Alas, we are prisoners of our animal nature and cannot escape the enslavement of passion, says an elderly village curate to a local aristocrat in Polish-born director Walerian Borowczyk’s deeply weird Gothic-erotic-farcical fable “The Beast,” a film made in France in 1975. (It’s an adaptation of the same material that fueled Jean Cocteau’s “Beauty and the Beast,” and for that matter the Disney version too.) The old priest ought to know; he travels everywhere with two beautiful adolescent boys who do not seem strictly necessary to his clerical duties. Fortunately, responds the duke – who is trying to get his surly but shy adult son married off to a visiting English heiress – we have the intellect to keep our animal instincts in check and keep us on the straight and narrow path. What the duke doesn’t know is that his daughter is upstairs in bed with the black valet, and that the English heiress is spending some alone time with her Polaroid snapshots of the duke’s prize stallion’s impressive endowment.

If the debauched clergyman is not much impressed by the duke’s faith in reason, neither is Borowczyk, a long-forgotten filmmaker who may qualify as the cinematic rediscovery of 2014. Watching “The Beast” and its immediate precursor, the anthology film “Immoral Tales” – both being re-released this month in new digital restorations by IFC Midnight, with theatrical runs in New York and nationwide VOD – makes clear that Borowczyk belonged, or should have belonged to the same international cinematic avant-garde that also included Luis Buñuel, Alejandro Jodorowsky, Jacques Rivette and Nicolas Roeg. For reasons that don’t seem obvious in retrospect, he was branded as a pornographer and they weren’t. Sure, there’s plenty of sex and nudity in Borowczyk’s work, to go with a prurient fascination with female desire.

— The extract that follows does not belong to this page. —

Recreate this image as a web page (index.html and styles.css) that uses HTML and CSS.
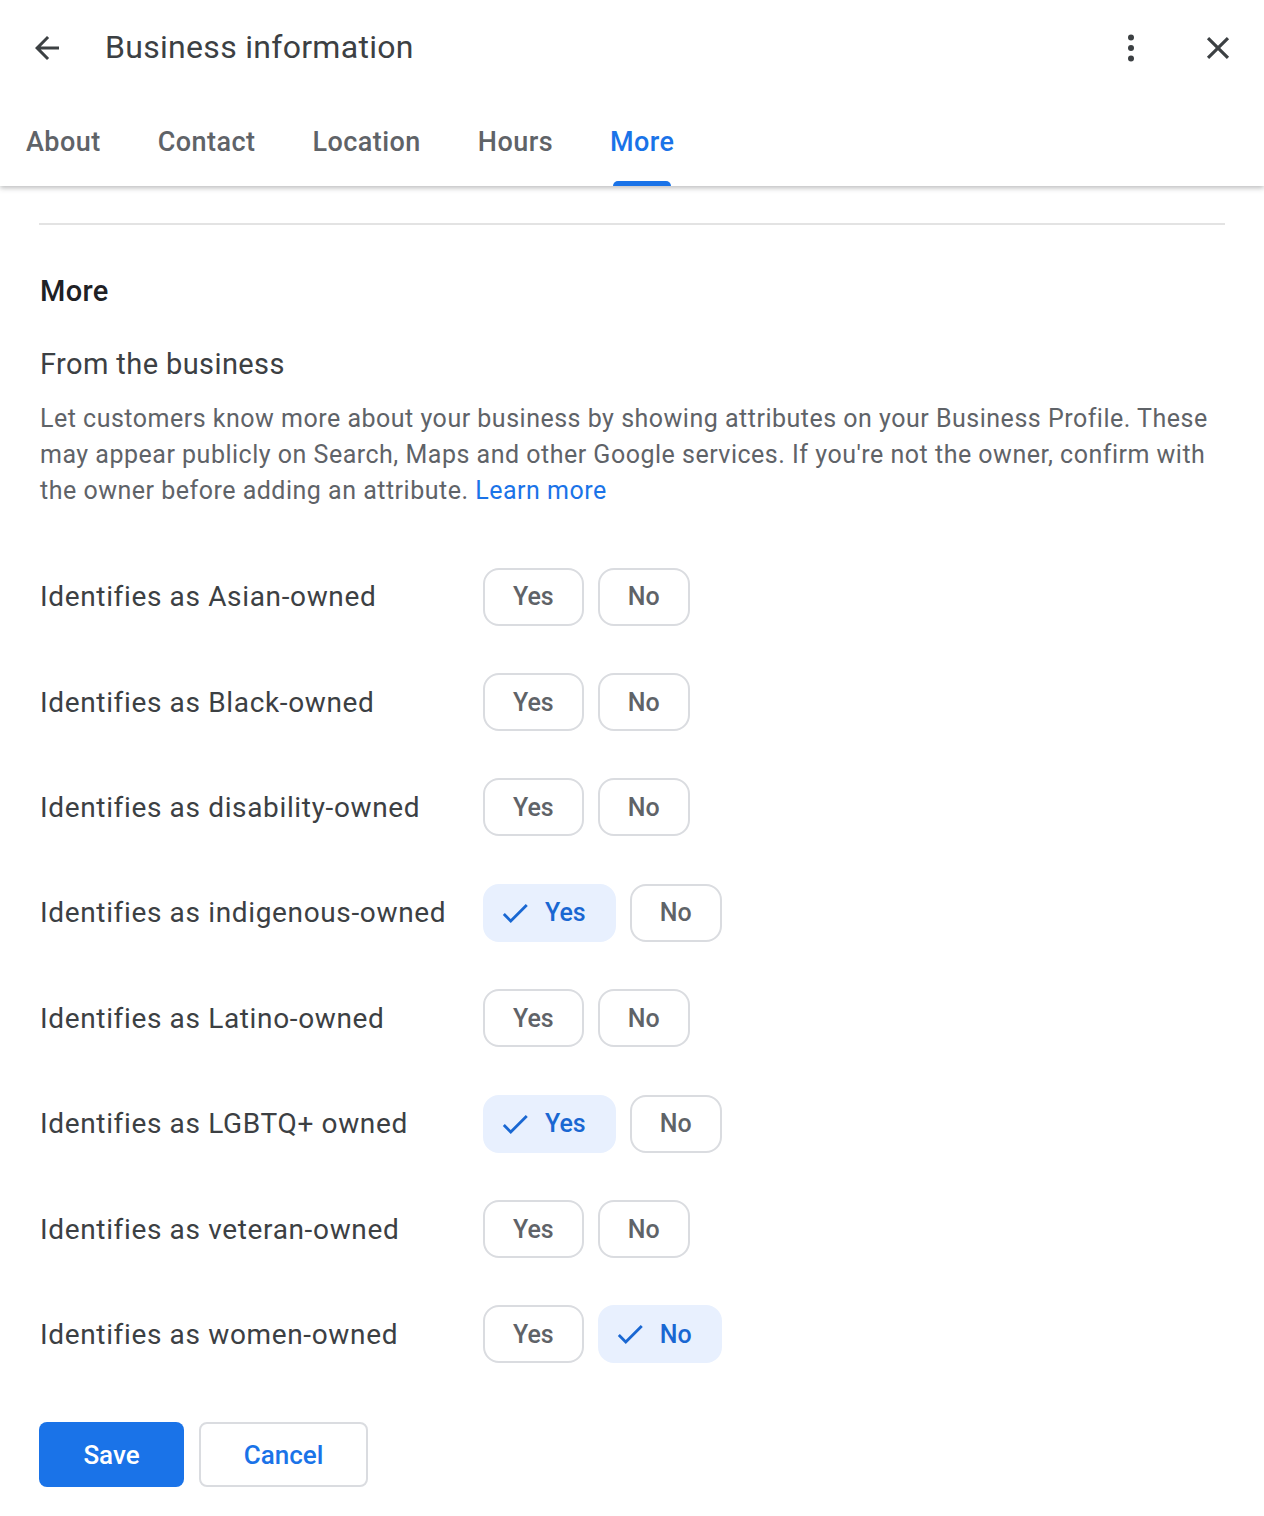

But that hardly makes him distinctive in the male-dominated history of cinema and art, and by the standards of 21st-century European film his smut level is pretty mild (and nowhere near contemporary porn).

If Borowczyk’s view of female sexuality is wedded to the “male gaze,” and shaped by stereotypes about the holy innocent and the devious predator, his moral philosophy is highly complicated (drawn most directly from La Rochefoucauld, Voltaire and the Marquis de Sade, but also from Nietzsche and Freud) and his images are often arresting, exquisite and witty. The women in his sexual tableaux have real bodies, with body hair and everything, and for the record he has no aversion to male nudity either. (And then there’s that stallion’s star appearance in the opening scene of “The Beast,” putting the entire human male gender to shame.) But I’m not here to argue for the redeeming virtues of a filmmaker who deliberately set himself up as a puckish sexual contrarian (and who is well worth a feminist re-reading), only to observe that what befell him was unfair and that his films are full of unexpected delight and unsettling power.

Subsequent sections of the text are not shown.